Je me souviendrai toute ma vie de Follies au Lincoln Center. Il est très difficile d’imaginer ce que cela peut représenter, le public hurlait dès l’ouverture, avec cette musique superbe, une émotion qui emporte tout. Des moments aussi intenses et exceptionnels, on en vit rarement. Avec Carol Burnett, qui interprétait Carlotta Campion, la superbe Lee Remick que j’adorais, on s’est bien amusées. Barbara Cook était bouleversante dans son interprétation de « Losing my mind ». Et Elaine Stritch : elle était beurrée en permanence. Elle se pointait avec un thermos rempli soit-disant de thé. En fait, c’était de la vodka et plus la journée avançait, plus elle était pompette. Elle mettait des chemises d’hommes courtes pour qu’on voit ses jambes qu’elle avait très jolies je dois dire… Et quel charisme : elle cassait la baraque avec « Broadway Baby » !
Stephen Sondheim, dont j’adore le travail, est quelqu’un de très distant. Il est très particulier et parfois glaçant. Ses oeuvres sont très difficiles à chanter, il n’hésite pas à mettre une parole sur chaque note, quel culot (rires). D’ailleurs, un jour je lui ai dit « cher Stephen, pourquoi tant de paroles pour si peu de notes ? ». Je ne suis pas certaine qu’il ait apprécié ! Bernadette Peters reste son interprète idéale. Cette femme est extraordinaire, exquise et drôle. De plus, elle colle parfaitement bien avec son univers. Je garde des souvenirs très forts de ses interprétations, par exemple dans Sunday In The Park With George. Il l’adore et ça se sent, d’ailleurs, il me l’a dit ! Moi je suis plus à l’aise dans l’univers de Jerry Herman.
Vous reprenez donc du service pour cette unique représentation londonienne ?
Effectivement. Je suis ravie de retrouver mon metteur en scène de The Boyfriend : Bill Deamer, un amour. En revanche, je ne connais pas l’ensemble de la troupe, mais ce n’est pas un souci, bien au contraire : c’est formidable de rencontrer de nouvelles personnes. Tout comme pour la représentation au Lincoln Center, les répétitions sont nombreuses. On ne plaisante pas avec ça. Nous sommes convoqués dès le 22 janvier.
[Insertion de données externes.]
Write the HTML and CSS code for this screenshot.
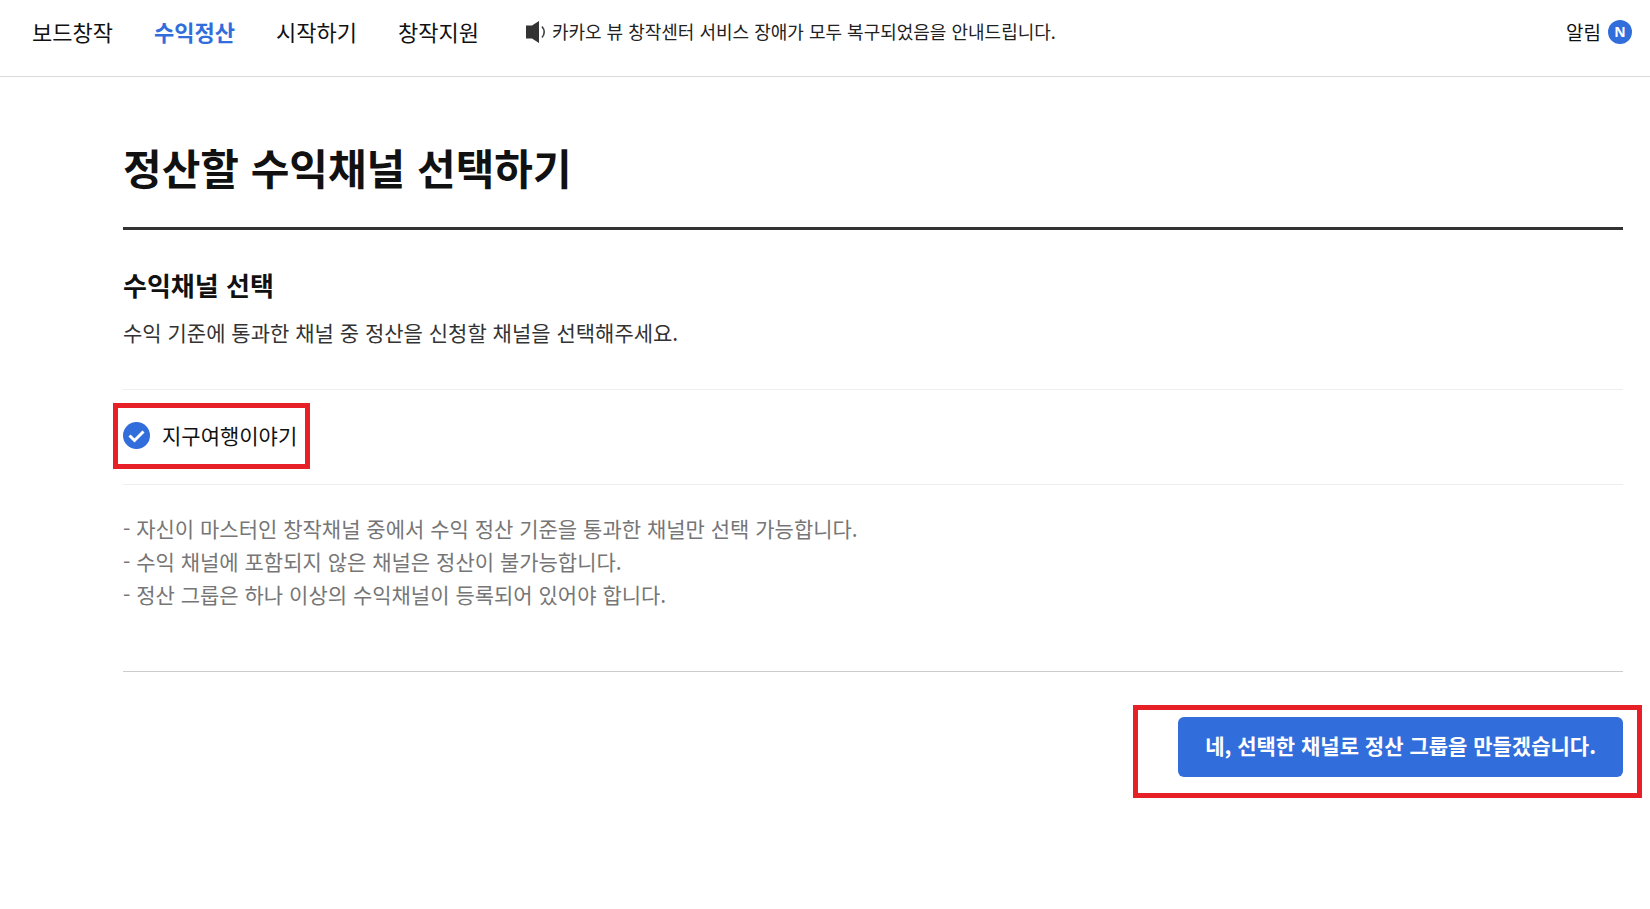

Je viendrai peut-être un peu plus tard et cette fois-ci, j’utiliserai une encre qui ne s’en va pas comme anti-sèche !
Quels souhaits formulez-vous pour 2007 ?
Je ne peux pas encore en parler de manière précise, mais j’adorerais que le projet théâtral parisien prévu pour septembre 2007 se concrétise. J’ai très envie de revenir jouer ici, me poser un peu dans ma ville natale. Il ne s’agira pas d’une comédie musicale, mais ce ne sera pas totalement parlé. Enfin, je ne peux pas en dire plus pour le moment.
Comment définiriez-vous ces dernières années ?
Je poursuis mon chemin, visite des lieux différents, rencontre de nouveaux publics avec toujours autant de plaisir. Mes rencontres professionnelles se sont presque toujours faites un peu par hasard. On vient me voir dans un spectacle et on m’engage… Depuis quatre ans, je suis dans la troupe du Teatro Zinzanni. J’adore ça. J’interprète le rôle de Madame Zinzanni, je suis pendant le temps de la représentation la maîtresse de cérémonie et celle des lieux. Autant vous dire que si des spectateurs se montrent trop pénibles, je les fous dehors ! C’est lors d’une représentation que l’on m’a approchée pour venir à Francfort et hop, c’est parti : j’intègre la troupe du Tiger Palast, un cabaret très chic où je peux parfaitement m’épanouir puisque j’en suis la star incontestée (rire). J’ai vraiment de la chance : j’ai toujours travaillé, je me suis toujours amusée, on continue à m’offrir des huîtres et du champagne… Je vis toujours dans l’excitation du lendemain.
Follies sera à l’affiche du London Palladium le dimanche 4 février 2007. Représentation à 19h15.